Abused children in Thames Valley may soon be neglected by NHS changes, says NSPCC

More than 50,000 children in Thames Valley who were abused may soon be sidelined by the NHS, according to research published today by the children’s protection charity NSPCC.

The NHS intends to merge mental health planning decisions across the country from individual commissioning groups to new regional partnerships, meaning the health service could lose sight of the children’s needs. 

But, the charity found East Berkshire does recognise the requirements of vulnerable children while  West Berkshire, Oxfordshire and Buckinghamshire need to incorporate the needs of vulnerable children into their services to a greater extent.

Using data from the latest annual mental health plans published by NHS Clinical Commissioning Groups, the NSPCC discovered three out of every four of the NHS mental health plans in the Thames Valley region did not address the needs of vulnerable children.

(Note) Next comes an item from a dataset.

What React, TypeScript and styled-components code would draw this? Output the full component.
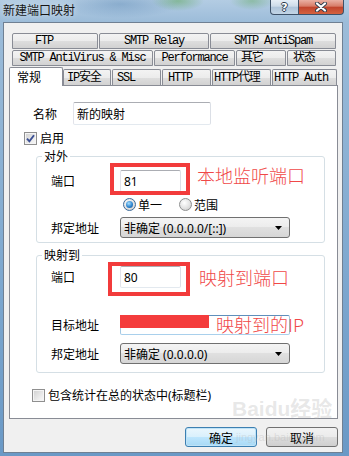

These children are more likely to suffer from mental health issues such as anxiety, depression or post-traumatic stress disorder and so require additional help from the health service.

NSPCC Head of Policy Almudena Lara said: “Children who have lived through the trauma of abuse and neglect need all the support we can give them to help them recover.”

An estimated 51,499 children in Thames Valley who have been abused or neglected are living in an area with inadequate plans for their mental health needs. There are more than one million children in this condition across England.

The NSPCC would like NHS English to explain how it will prioritise the needs of vulnerable children, and is calling for more transparency over how decisions are made.

Ms Lara added: “We know there are fantastic mental health services supporting lots of these children up and down the country. 

“But it’s not enough, and a system that’s already struggling to properly plan for their mental health needs will render them all but invisible if action isn’t taken now by NHS England.

“Millions more children could be affected unless the NHS ensures that vulnerable young people are explicitly recognised in the new commissioning arrangements.”

The Wokingham Paper reported two weeks ago that Reading and West Berkshire would be extending the national pilot scheme of Mental Health Support Teams in Wokingham schools.

The scheme will be set up using the additional £360,000 Berkshire West was awarded by the government as part of its annual budget for the next three years, which is supposed to help an additional 800 children every year.